Implementation will decide the impact

For Thailand, the challenge will be implementation. Standards and notifications are only the first step. The effectiveness of the system will depend on whether instruments are properly installed, whether data is trusted, whether regulators have the capacity to interpret and act on it, and whether facilities treat monitoring as part of operational performance rather than a narrow compliance burden.

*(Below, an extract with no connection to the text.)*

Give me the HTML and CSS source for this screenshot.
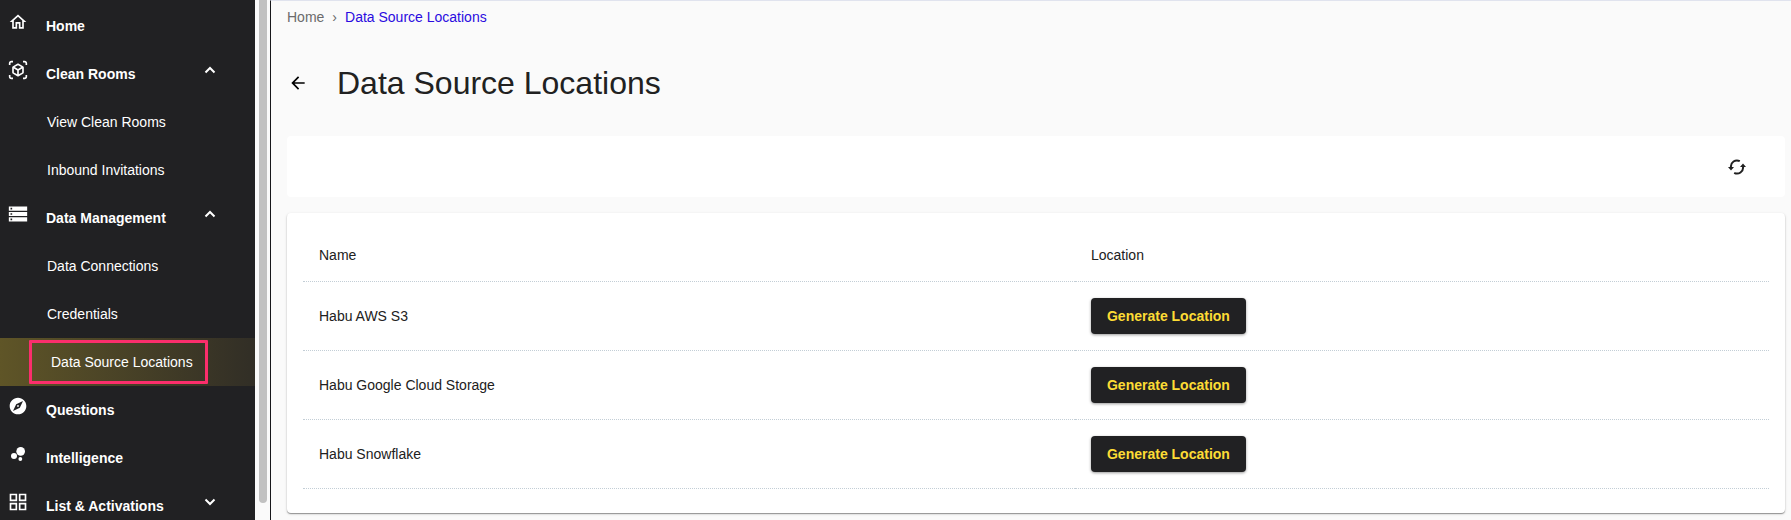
FILE: index.html
```html
<!DOCTYPE html>
<html lang="en">
<head>
<meta charset="utf-8">
<title>Data Source Locations</title>
<link rel="stylesheet" href="styles.css">
</head>
<body>
<div class="app">
  <nav class="sidebar" aria-label="Main">
    <a class="item" href="#home">
      <svg class="icon" viewBox="0 0 24 24"><path d="M12 5.69l5 4.5V18h-2v-6H9v6H7v-7.81l5-4.5M12 3L2 12h3v8h6v-6h2v6h6v-8h3L12 3z"/></svg>
      <span>Home</span>
    </a>
    <button class="item" type="button" aria-expanded="true">
      <svg class="icon" viewBox="0 0 24 24"><path fill-rule="evenodd" d="M3 4c0-.55.45-1 1-1h2V1H4C2.340 1 1 2.340 1 4v2h2V4zM3 20v-2H1v2c0 1.660 1.340 3 3 3h2v-2H4c-.55 0-1-.45-1-1zM20 1h-2v2h2c.55 0 1 .45 1 1v2h2V4c0-1.660-1.340-3-3-3zM21 20c0 .55-.45 1-1 1h-2v2h2c1.660 0 3-1.340 3-3v-2h-2v2zM19 14.870V9.130c0-.72-.38-1.380-1-1.730l-5-2.880c-.62-.36-1.380-.36-2 0L6 7.390c-.62.36-1 1.020-1 1.740v5.740c0 .72.380 1.380 1 1.730l5 2.880c.62.360 1.380.360 2 0l5-2.880c.62-.350 1-1.010 1-1.730zM11 17.170l-4-2.300v-4.630l4 2.330v4.600zM12 10.840L8.040 8.530 12 6.250l3.960 2.280L12 10.840zM17 14.870l-4 2.300v-4.600l4-2.330v4.630z"/></svg>
      <span>Clean Rooms</span>
      <svg class="chevron" viewBox="0 0 10 6"><path d="M0.500 5.500L5 1l4.500 4.500"/></svg>
    </button>
    <a class="subitem" href="#view-clean-rooms">View Clean Rooms</a>
    <a class="subitem" href="#inbound-invitations">Inbound Invitations</a>
    <button class="item" type="button" aria-expanded="true">
      <svg class="icon" viewBox="0 0 24 24"><path fill-rule="evenodd" d="M1 3h22v5H1zM3 4.500h2v2H3zM1 9.500h22v5H1zM3 11h2v2H3zM1 16h22v5H1zM3 17.500h2v2H3z"/></svg>
      <span>Data Management</span>
      <svg class="chevron" viewBox="0 0 10 6"><path d="M0.500 5.500L5 1l4.500 4.500"/></svg>
    </button>
    <a class="subitem" href="#data-connections">Data Connections</a>
    <a class="subitem" href="#credentials">Credentials</a>
    <a class="subitem active" href="#data-source-locations" aria-current="page"><span class="marker">Data Source Locations</span></a>
    <a class="item" href="#questions">
      <svg class="icon" viewBox="0 0 24 24"><path d="M12 10.900c-.61 0-1.100.49-1.100 1.100s.49 1.100 1.100 1.100c.61 0 1.100-.49 1.100-1.100s-.49-1.100-1.100-1.100zM12 2C6.480 2 2 6.480 2 12s4.480 10 10 10 10-4.480 10-10S17.520 2 12 2zm2.190 12.190L6 18l3.810-8.190L18 6l-3.810 8.190z"/></svg>
      <span>Questions</span>
    </a>
    <a class="item" href="#intelligence">
      <svg class="icon" viewBox="0 0 24 24"><circle cx="7.200" cy="14.400" r="3.600"/><circle cx="14.800" cy="18" r="2.300"/><circle cx="15.200" cy="8.800" r="5.200"/></svg>
      <span>Intelligence</span>
    </a>
    <button class="item" type="button" aria-expanded="false">
      <svg class="icon" viewBox="0 0 24 24"><path fill-rule="evenodd" d="M2 2h9v9H2zM4 4v5h5V4zM13 2h9v9h-9zM15 4v5h5V4zM2 13h9v9H2zM4 15v5h5v-5zM13 13h9v9h-9zM15 15v5h5v-5z"/></svg>
      <span>List &amp; Activations</span>
      <svg class="chevron" viewBox="0 0 10 6"><path d="M0.500 0.500L5 5l4.500-4.500"/></svg>
    </button>
  </nav>
  <div class="scroll-track"><div class="scroll-thumb"></div></div>
  <main class="main">
    <nav class="breadcrumb" aria-label="Breadcrumb">
      <a href="#home">Home</a><span class="separator">›</span><a class="current" href="#data-source-locations">Data Source Locations</a>
    </nav>
    <header class="heading">
      <button class="icon-button" type="button" aria-label="Back">
        <svg class="back" viewBox="0 0 24 24"><path d="M20 11H7.830l5.590-5.590L12 4l-8 8 8 8 1.410-1.410L7.830 13H20v-2z"/></svg>
      </button>
      <h1>Data Source Locations</h1>
    </header>
    <div class="toolbar">
      <button class="icon-button" type="button" aria-label="Refresh">
        <svg class="refresh" viewBox="0 0 18 16"><path class="arc" d="M3 8.300A6 6 0 0 1 11.800 2.200M15 7.700A6 6 0 0 1 6.200 13.800"/><path d="M0 8h6L3 11.500zM12 8h6L15 4.500z"/></svg>
      </button>
    </div>
    <section class="card">
      <table>
        <thead><tr><th class="name" scope="col">Name</th><th scope="col">Location</th></tr></thead>
        <tbody>
          <tr><td>Habu AWS S3</td><td><button class="generate" type="button">Generate Location</button></td></tr>
          <tr><td>Habu Google Cloud Storage</td><td><button class="generate" type="button">Generate Location</button></td></tr>
          <tr><td>Habu Snowflake</td><td><button class="generate" type="button">Generate Location</button></td></tr>
        </tbody>
      </table>
    </section>
  </main>
</div>
</body>
</html>
```
FILE: styles.css
```css
* {
  box-sizing: border-box;
}

body {
  margin: 0;
  background: #fafafa;
  color: #212121;
  font: 14px/20px "Liberation Sans", Arial, sans-serif;
}

a {
  color: inherit;
  text-decoration: none;
}

button {
  border: 0;
  padding: 0;
  background: none;
  color: inherit;
  font: inherit;
  cursor: pointer;
}

.app {
  display: flex;
  height: 100vh;
  overflow: hidden;
}

.sidebar {
  flex: 0 0 255px;
  padding-top: 2px;
  overflow: hidden;
  background: #212123;
  color: #fff;
}

.item {
  display: flex;
  align-items: center;
  width: 100%;
  height: 48px;
  padding: 0 40px 0 8px;
  font-weight: bold;
}

.icon {
  width: 20px;
  height: 20px;
  margin: 0 18px 8px 0;
  fill: #fff;
}

.chevron {
  width: 10px;
  height: 6px;
  margin: 0 0 8px auto;
  overflow: visible;
  fill: none;
  stroke: #fff;
  stroke-width: 2;
}

.subitem {
  display: flex;
  align-items: center;
  height: 48px;
  padding-left: 47px;
}

.active {
  padding-left: 29px;
  background: linear-gradient(90deg, #5f5527, #312e26);
}

.marker {
  padding: 9px 12px 9px 19px;
  border: 3px solid #fb2e6c;
  border-radius: 1px;
}

.scroll-track {
  flex: 0 0 15px;
  padding: 0 3px 17px 4px;
  background: #fafafa;
}

.scroll-thumb {
  height: 100%;
  border-radius: 0 0 4px 4px;
  background: #c1c1c1;
}

.main {
  flex: 1;
  min-width: 0;
  padding: 0 6px 0 16px;
  border-top: 1px solid #e0e3ee;
  border-left: 1px solid #17171a;
}

.breadcrumb {
  display: flex;
  padding-top: 6px;
  color: #6b6b6b;
}

.separator {
  margin: 0 8px;
}

.current {
  color: #2a0be0;
}

.heading {
  display: flex;
  align-items: center;
  padding: 36px 0 33px 1px;
}

.heading h1 {
  margin: 0 0 0 29px;
  font-size: 32px;
  font-weight: normal;
  line-height: 40px;
}

.icon-button {
  display: flex;
}

.back {
  width: 20px;
  height: 20px;
  fill: #000;
}

.toolbar {
  display: flex;
  align-items: center;
  justify-content: flex-end;
  height: 61px;
  margin-bottom: 16px;
  padding-right: 39px;
  border-radius: 4px;
  background: #fff;
}

.refresh {
  width: 18px;
  height: 16px;
  fill: #212121;
}

.arc {
  fill: none;
  stroke: #212121;
  stroke-width: 2;
}

.card {
  padding: 16px 16px 24px;
  border-radius: 4px;
  background: #fff;
  box-shadow: 0 1px 1px rgba(0, 0, 0, 0.35), 0 1px 3px rgba(0, 0, 0, 0.15);
}

table {
  width: 100%;
  border-spacing: 0;
  table-layout: fixed;
}

th,
td {
  padding: 16px;
  border-bottom: 1px dotted #c3ced6;
  text-align: left;
  font-weight: normal;
}

.name {
  width: 52.66%;
}

.generate {
  display: block;
  padding: 8px 16px;
  border-radius: 4px;
  background: #212123;
  box-shadow: 0 1px 3px rgba(0, 0, 0, 0.4);
  color: #fddc35;
  font-weight: bold;
}
```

Why monitoring expertise is becoming more central

For the monitoring profession, that creates an important role. Better air and water regulation cannot be delivered by law alone. It depends on the people who design monitoring networks, specify instruments, maintain analysers, validate datasets, troubleshoot abnormal readings and explain what the numbers mean. Thailand’s 2026 reforms are therefore not just a regulatory story. They are a signal that environmental monitoring expertise is becoming more central to industrial governance in Southeast Asia.

The lesson for suppliers and service providers is clear. The next phase of the market will not only be about selling more instruments. It will be about helping operators build monitoring systems that regulators, communities and companies themselves can trust.